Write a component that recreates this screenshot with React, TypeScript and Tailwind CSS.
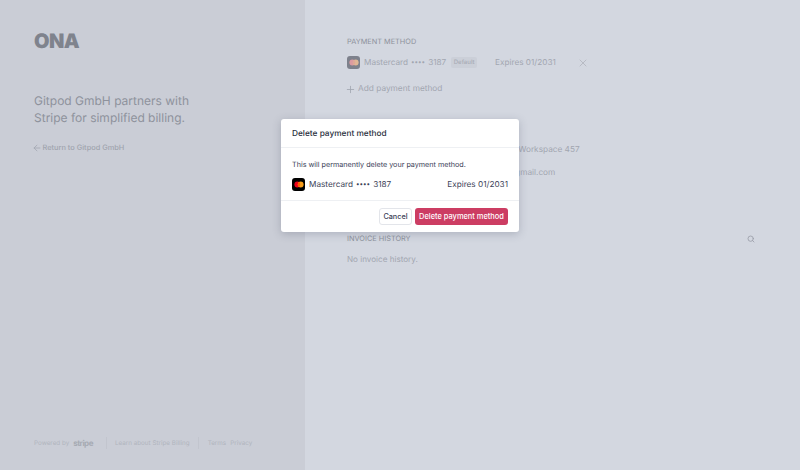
import { ArrowLeft, Plus, Search, X } from "lucide-react";

function MastercardIcon({ muted = false }: { muted?: boolean }) {
  return (
    <div className={`flex h-[13px] w-[13px] shrink-0 items-center justify-center rounded-[3px] ${muted ? "bg-[#7d818c]" : "bg-black"}`}>
      <svg width="10" height="7" viewBox="0 0 10 7">
        <circle cx="3.3" cy="3.5" r="2.9" fill={muted ? "#dc9ba2" : "#eb001b"} />
        <circle cx="6.7" cy="3.5" r="2.9" fill={muted ? "#e0b795" : "#f79e1b"} />
        <ellipse cx="5" cy="3.5" rx="1.2" ry="2.4" fill={muted ? "#e0a898" : "#ff5f00"} />
      </svg>
    </div>
  );
}

function CardName() {
  return (
    <span className="ml-[4px] flex items-center whitespace-nowrap">
      Mastercard
      <span className="mx-[3px] text-[6.3px]">••••</span>
      3187
    </span>
  );
}

export default function App() {
  return (
    <div className="relative flex h-[470px] w-[800px] overflow-hidden bg-[#d3d7e0] font-['Inter',sans-serif] antialiased [text-rendering:geometricPrecision]">
      <div className="flex w-[305px] shrink-0 flex-col bg-[#cacdd6] px-[34px] pb-[21px] pt-[29px]">
        <div className="text-[20px] font-black leading-[24px] tracking-[-0.6px] text-[#7f838d]">ONA</div>
        <p className="mt-[39px] text-[12px] leading-[17px] text-[#8e929c]">
          Gitpod GmbH partners with
          <br />
          Stripe for simplified billing.
        </p>
        <div className="mt-[16px] flex items-center text-[7.4px] font-medium leading-[12px] text-[#a0a4ae]">
          <ArrowLeft size={10} strokeWidth={1.8} className="-ml-[2px] mr-[0.5px]" />
          Return to Gitpod GmbH
        </div>
        <div className="mt-auto flex items-center whitespace-nowrap text-[6.3px] leading-[12px] text-[#b1b5be]">
          <span>Powered by</span>
          <span className="ml-[4px] text-[8px] font-bold tracking-[-0.5px] text-[#a6aab3]">stripe</span>
          <div className="ml-[13px] h-[12px] w-px bg-[#c2c5ce]" />
          <span className="ml-[8px]">Learn about Stripe Billing</span>
          <div className="ml-[8px] h-[12px] w-px bg-[#c2c5ce]" />
          <span className="ml-[9px]">Terms</span>
          <span className="ml-[4px]">Privacy</span>
        </div>
      </div>

      <div className="flex flex-1 flex-col pl-[42px] pr-[45px] pt-[35px] text-[#a2a6b0]">
        <div className="text-[7.35px] leading-[13px] text-[#8e929c]">PAYMENT METHOD</div>
        <div className="mt-[8px] flex h-[13px] items-center text-[8.2px]">
          <MastercardIcon muted />
          <CardName />
          <span className="ml-[5px] rounded-[2px] bg-[#cbcfd8] px-[2.5px] py-px text-[6.05px] font-medium leading-[9px] text-[#a8acb6]">Default</span>
          <span className="ml-[18px]">Expires 01/2031</span>
          <X size={12} strokeWidth={1.8} className="ml-[21px] text-[#b4b8c1]" />
        </div>
        <div className="mt-[14px] flex h-[13px] items-center text-[8.3px]">
          <Plus size={11} strokeWidth={1.8} className="-ml-[2px] mr-[2px]" />
          Add payment method
        </div>
        <div className="mt-[47px] flex h-[13px] items-center whitespace-nowrap pl-[143px] text-[8.25px]">Gitpod Workspace 457</div>
        <div className="mt-[10px] flex h-[13px] items-center whitespace-nowrap pl-[111px] text-[8.25px]">billing.admin@gmail.com</div>
        <div className="mt-[53px] flex items-center justify-between">
          <span className="text-[7.35px] leading-[13px] text-[#8e929c]">INVOICE HISTORY</span>
          <Search size={8} strokeWidth={2.5} className="text-[#9a9ea8]" />
        </div>
        <div className="mt-[8px] text-[8.1px] leading-[13px]">No invoice history.</div>
      </div>

      <div className="absolute left-[281px] top-[119px] w-[238px] rounded-[3px] bg-white shadow-[0_2px_8px_rgba(60,66,87,0.25)]">
        <div className="flex h-[29px] items-center border-b border-[#eef0f3] px-[11px] pt-[2px] text-[8.3px] font-medium text-[#2b3040]">Delete payment method</div>
        <div className="h-[53px] border-b border-[#eef0f3] px-[11px] pt-[11px] text-[#3c4257]">
          <p className="text-[7.2px] leading-[11px]">This will permanently delete your payment method.</p>
          <div className="mt-[8px] flex items-center text-[8.2px] leading-[13px]">
            <MastercardIcon />
            <CardName />
            <span className="ml-auto">Expires 01/2031</span>
          </div>
        </div>
        <div className="flex h-[31px] items-center justify-end gap-[3px] px-[11px]">
          <button className="h-[17px] w-[33px] rounded-[3px] border border-[#e3e5ea] bg-white text-[7.3px] font-medium leading-none text-[#3c4257]">Cancel</button>
          <button className="h-[17px] w-[93px] rounded-[3px] bg-[#cc3d63] text-[7.45px] font-medium leading-none text-white">Delete payment method</button>
        </div>
      </div>
    </div>
  );
}
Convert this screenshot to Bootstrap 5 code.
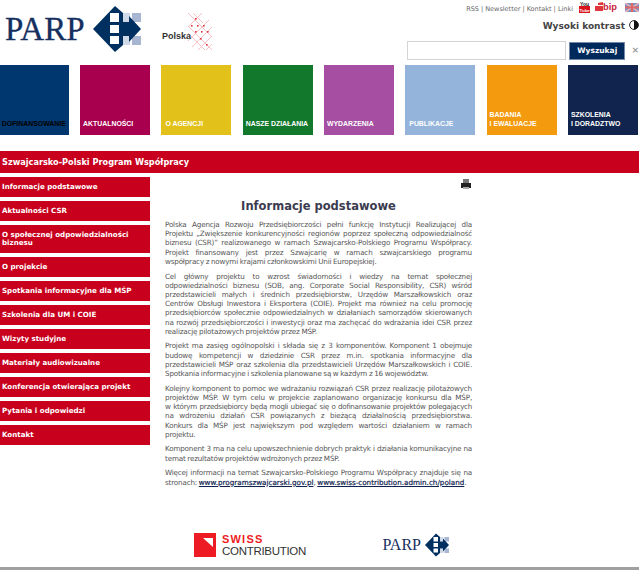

- _BRIEF_: Write out the data precisely as given, excluding the pictures.

- _RESPONSE FOR THIS EXERCISE_:
Write a component that recreates this screenshot with React, TypeScript and Tailwind CSS.
import { ArrowLeft, Plus, Search, X } from "lucide-react";

function MastercardIcon({ muted = false }: { muted?: boolean }) {
  return (
    <div className={`flex h-[13px] w-[13px] shrink-0 items-center justify-center rounded-[3px] ${muted ? "bg-[#7d818c]" : "bg-black"}`}>
      <svg width="10" height="7" viewBox="0 0 10 7">
        <circle cx="3.3" cy="3.5" r="2.9" fill={muted ? "#dc9ba2" : "#eb001b"} />
        <circle cx="6.7" cy="3.5" r="2.9" fill={muted ? "#e0b795" : "#f79e1b"} />
        <ellipse cx="5" cy="3.5" rx="1.2" ry="2.4" fill={muted ? "#e0a898" : "#ff5f00"} />
      </svg>
    </div>
  );
}

function CardName() {
  return (
    <span className="ml-[4px] flex items-center whitespace-nowrap">
      Mastercard
      <span className="mx-[3px] text-[6.3px]">••••</span>
      3187
    </span>
  );
}

export default function App() {
  return (
    <div className="relative flex h-[470px] w-[800px] overflow-hidden bg-[#d3d7e0] font-['Inter',sans-serif] antialiased [text-rendering:geometricPrecision]">
      <div className="flex w-[305px] shrink-0 flex-col bg-[#cacdd6] px-[34px] pb-[21px] pt-[29px]">
        <div className="text-[20px] font-black leading-[24px] tracking-[-0.6px] text-[#7f838d]">ONA</div>
        <p className="mt-[39px] text-[12px] leading-[17px] text-[#8e929c]">
          Gitpod GmbH partners with
          <br />
          Stripe for simplified billing.
        </p>
        <div className="mt-[16px] flex items-center text-[7.4px] font-medium leading-[12px] text-[#a0a4ae]">
          <ArrowLeft size={10} strokeWidth={1.8} className="-ml-[2px] mr-[0.5px]" />
          Return to Gitpod GmbH
        </div>
        <div className="mt-auto flex items-center whitespace-nowrap text-[6.3px] leading-[12px] text-[#b1b5be]">
          <span>Powered by</span>
          <span className="ml-[4px] text-[8px] font-bold tracking-[-0.5px] text-[#a6aab3]">stripe</span>
          <div className="ml-[13px] h-[12px] w-px bg-[#c2c5ce]" />
          <span className="ml-[8px]">Learn about Stripe Billing</span>
          <div className="ml-[8px] h-[12px] w-px bg-[#c2c5ce]" />
          <span className="ml-[9px]">Terms</span>
          <span className="ml-[4px]">Privacy</span>
        </div>
      </div>

      <div className="flex flex-1 flex-col pl-[42px] pr-[45px] pt-[35px] text-[#a2a6b0]">
        <div className="text-[7.35px] leading-[13px] text-[#8e929c]">PAYMENT METHOD</div>
        <div className="mt-[8px] flex h-[13px] items-center text-[8.2px]">
          <MastercardIcon muted />
          <CardName />
          <span className="ml-[5px] rounded-[2px] bg-[#cbcfd8] px-[2.5px] py-px text-[6.05px] font-medium leading-[9px] text-[#a8acb6]">Default</span>
          <span className="ml-[18px]">Expires 01/2031</span>
          <X size={12} strokeWidth={1.8} className="ml-[21px] text-[#b4b8c1]" />
        </div>
        <div className="mt-[14px] flex h-[13px] items-center text-[8.3px]">
          <Plus size={11} strokeWidth={1.8} className="-ml-[2px] mr-[2px]" />
          Add payment method
        </div>
        <div className="mt-[47px] flex h-[13px] items-center whitespace-nowrap pl-[143px] text-[8.25px]">Gitpod Workspace 457</div>
        <div className="mt-[10px] flex h-[13px] items-center whitespace-nowrap pl-[111px] text-[8.25px]">billing.admin@gmail.com</div>
        <div className="mt-[53px] flex items-center justify-between">
          <span className="text-[7.35px] leading-[13px] text-[#8e929c]">INVOICE HISTORY</span>
          <Search size={8} strokeWidth={2.5} className="text-[#9a9ea8]" />
        </div>
        <div className="mt-[8px] text-[8.1px] leading-[13px]">No invoice history.</div>
      </div>

      <div className="absolute left-[281px] top-[119px] w-[238px] rounded-[3px] bg-white shadow-[0_2px_8px_rgba(60,66,87,0.25)]">
        <div className="flex h-[29px] items-center border-b border-[#eef0f3] px-[11px] pt-[2px] text-[8.3px] font-medium text-[#2b3040]">Delete payment method</div>
        <div className="h-[53px] border-b border-[#eef0f3] px-[11px] pt-[11px] text-[#3c4257]">
          <p className="text-[7.2px] leading-[11px]">This will permanently delete your payment method.</p>
          <div className="mt-[8px] flex items-center text-[8.2px] leading-[13px]">
            <MastercardIcon />
            <CardName />
            <span className="ml-auto">Expires 01/2031</span>
          </div>
        </div>
        <div className="flex h-[31px] items-center justify-end gap-[3px] px-[11px]">
          <button className="h-[17px] w-[33px] rounded-[3px] border border-[#e3e5ea] bg-white text-[7.3px] font-medium leading-none text-[#3c4257]">Cancel</button>
          <button className="h-[17px] w-[93px] rounded-[3px] bg-[#cc3d63] text-[7.45px] font-medium leading-none text-white">Delete payment method</button>
        </div>
      </div>
    </div>
  );
}
Convert this screenshot to Bootstrap 5 code.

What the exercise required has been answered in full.